In our older blog post on micronutrients an overview of micronutrients was already given. Generally speaking, micronutrients include water- and fat-soluble vitamins, bulk and trace elements and various plant substances such as antioxidants. Today's Science Friday will take a closer look at trace elements. To differentiate between bulk and trace elements, it should be mentioned that bulk elements are needed in larger quantities (> 50 mg/kg body weight), whereas trace elements are only needed in small amounts (< 50 mg/kg body weight). Apart from the different supply quantities, both bulk and trace elements are important for the functioning of the human body, as they are involved in many body processes.

Each of the essential trace elements presented are vital and have an important function in our body, which are explained in more detail below. 

What are the most important trace elements in our body?

  • Zinc
  • Manganese
  • Selenium
  • Molybdenum
  • Silicone
  • Iodine
  • Copper
  • Iron 
  • Lithium

Today we are looking at the immune-relevant trace elements:


Zinc is involved in dozens of metabolic processes throughout the body and can have an inhibitory or accelerating effect. It is an important antioxidant without which nothing in the immune system works as it should. Skin problems, mental illness, inflammatory processes and a disturbed acid-base balance are frequently observed in cases of zinc deficiency. Zinc also plays a decisive role in cell division and protects the cell from damage caused by free radicals. 

Recommended daily intake

  • Men: 10 mg
  • Women: 7 mg

Occurrence in 100 g:

  • Liver (pig, calf) 6-8 mg
  • Oysters > 7 mg
  • Lentils 5 mg
  • Whole wheat grain 4 mg 
  • Corn 2,5 mg


Selenium serves as cell protection against aggressive forms of oxygen, which are caused by external influences such as environmental toxins, radiation, smoking etc., but also in normal metabolic processes. In addition, it is very important for our immune defence, as it stimulates the formation of antibodies and natural killer cells. However, this effect can also be reversed if the dosage is excessive.

Recommended daily intake

  • Men: 30 - 70 µg
  • Women: 30 - 70 µg

Occurrence in 100 g:

  • Herring 140 µg
  • Tuna 130 µg
  • Brazil nuts (2-4 pieces) 50-100 µg
  • Soybeans 60 µg


As a component of haemoglobin, iron is involved in the transport and storage of oxygen in the blood.

Iron can also be stored as ferritin (iron-protein complex) or as hemosiderin in the liver, spleen or bone marrow. Iron deficiency can lead to a weakened immune system and thus increase the risk of infection. 
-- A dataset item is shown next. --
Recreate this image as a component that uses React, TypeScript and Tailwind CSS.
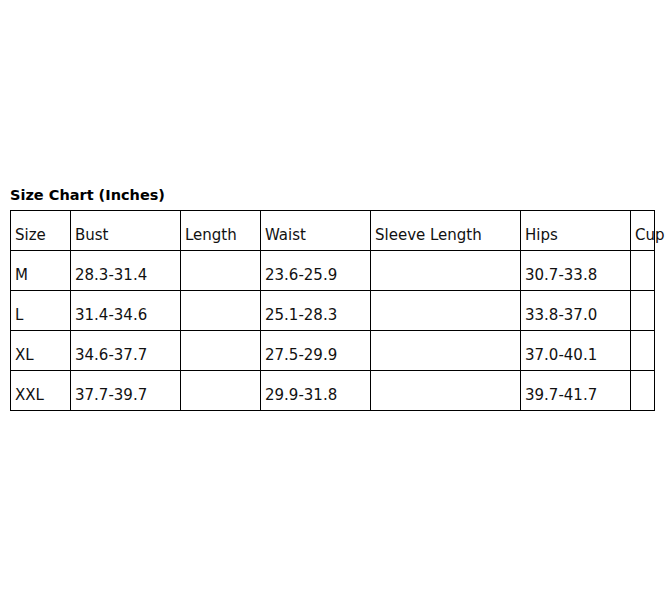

Iron deficiency can also lead to anaemia, tiredness and lack of concentration. 

Recommended daily intake

  • Men: 10 - 12 mg
  • Women: 10 - 15 mg

Occurrence in 100 g: 

  • Oysters 13 mg
  • Soy flour, millet 9 mg 
  • Liver (calf, beef) 7 - 8 mg
  • Lentils 7 mg
  • Oat 5 mg


Burgerstein, U. P., Schurgast, H. & Zimmermann, M. (2012). Handbuch Nährstoffe. 12. Aufl. Verlag: Trias.1.